Origine et histoire de l'Ilot de Tombelaine
L'îlot de Tombelaine fait partie du domaine privé de l'État et est une réserve ornithologique depuis 1985. Il s'agit d'un îlot granitique situé dans la baie du Mont-Saint-Michel, sur la rive droite du fleuve côtier de la Sée, à quelques kilomètres au nord du Mont-Saint-Michel. Le marnage important de la baie, supérieur à dix mètres, permet d'atteindre l'îlot à pied sec à basse mer.
Selon la tradition, la baie était autrefois plus vaste et seules trois îles émergeaient : le mont-Dol, le mont Tombe et Tombelaine. Une légende raconte qu'Hélène, fille du roi Hoël, aurait été enlevée par un géant et inhumée sur le rocher, d'où le nom « Tombe Hélène ». Un autre récit associe l'îlot au dieu gaulois Belenos et évoque un ancien sanctuaire gardé par des prophétesses. L'explication la plus vraisemblable de l'origine du toponyme est un dérivé de tumba, « tertre » ou « butte », donnant une forme ancienne *tumb-ell-ana, « petit mont Tombe ».
Après la conquête romaine, Tombelaine a peut-être servi de chef-lieu militaire avant de devenir un poste des peuples gaulois armoricains. Au XIe siècle, trois moines — Anastase, Richard des Fourneaux et Robert de Tombelaine — s'y retirèrent en ermites. En 1137, Bernard le Vénérable fonda un prieuré sur l'îlot ; l'église fut dédiée à Notre-Dame de la Gisante ou Notre-Dame de Tombelaine. En 1204, Philippe Auguste fit ériger un fort sur l'îlot. Pendant la guerre de Cent Ans, une garnison anglaise s'installa et construisit une bastille face au Mont-Saint-Michel. Durant les guerres de Religion, le comte de Montgomery fit du rocher son repaire et on lui attribue des activités illicites, dont la fabrication de fausse monnaie. En 1666, le marquis de la Chastrière demanda la destruction de la place forte, craignant qu'elle ne soit utilisée contre le Mont-Saint-Michel ; les fortifications furent rasées par ordre de Louis XIV. De 1812 à 1837, l'îlot appartint à Michel Brackmann, ancien garde-suisse de Louis XVI.

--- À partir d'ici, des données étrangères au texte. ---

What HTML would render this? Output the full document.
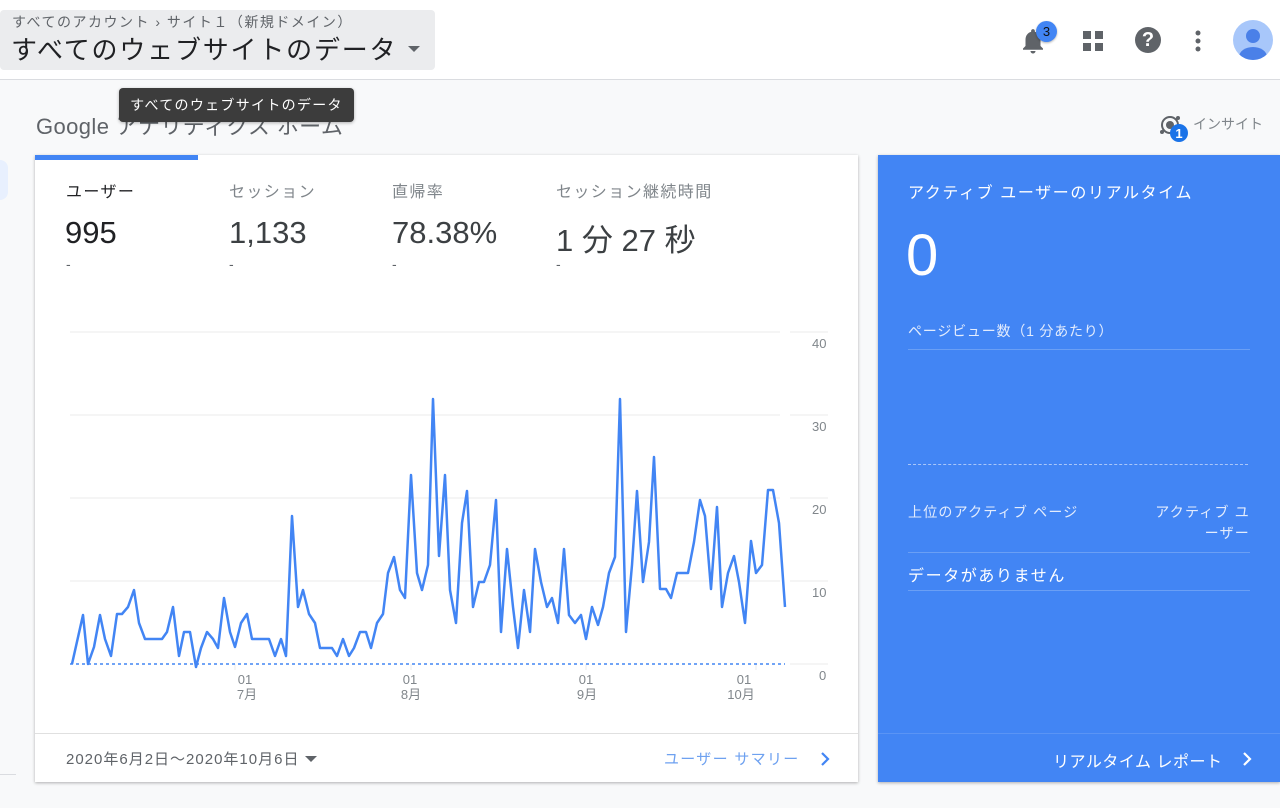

Tombelaine fut acheté par l'État en 1933 et classé au titre des monuments historiques par arrêté du 9 octobre 1936 ; une réserve de chasse maritime y fut instituée en 1974. La réserve ornithologique, créée le 10 octobre 1985 à l'initiative de la municipalité de Genêts et du Groupe ornithologique normand, a permis à seize espèces d'y nicher depuis sa création. Parmi elles figurent l'Aigrette garzette (180 à 200 couples en 2015), le Héron garde-boeufs (30 à 50 couples en 2015) et le Faucon pèlerin, présent depuis les années 1970 ; on y observe aussi le Canard colvert, le Tadorne de Belon et plusieurs passereaux. Des oiseaux de passage ou en tentative de nidification, tels que le Grand Cormoran, l'Ibis sacré, le Busard Saint-Martin, le Balbuzard pêcheur, la Spatule blanche ou la Grue cendrée, ont également été observés. L'accès à l'îlot est interdit du 15 mars au 31 juillet afin de protéger la reproduction aviaire.
Le point culminant, le pic de la Folie, s'élève à 45 mètres ; l'îlot mesure environ 250 mètres de longueur, 150 mètres de largeur et couvre près de trois hectares (0,03 km²). Des intrusions tardives de leucogranite à biotite et muscovite expliquent sa formation géologique. Tombelaine se situe dans le périmètre inscrit sur la liste du patrimoine mondial pour le Mont-Saint-Michel et sa baie depuis 1979 et a été intégré au Conservatoire du littoral le 24 février 2010. La baie du Mont-Saint-Michel bénéficie de la convention de Ramsar depuis le 14 octobre 1994, reconnaissance qui inclut Tombelaine pour la valeur de ses zones humides.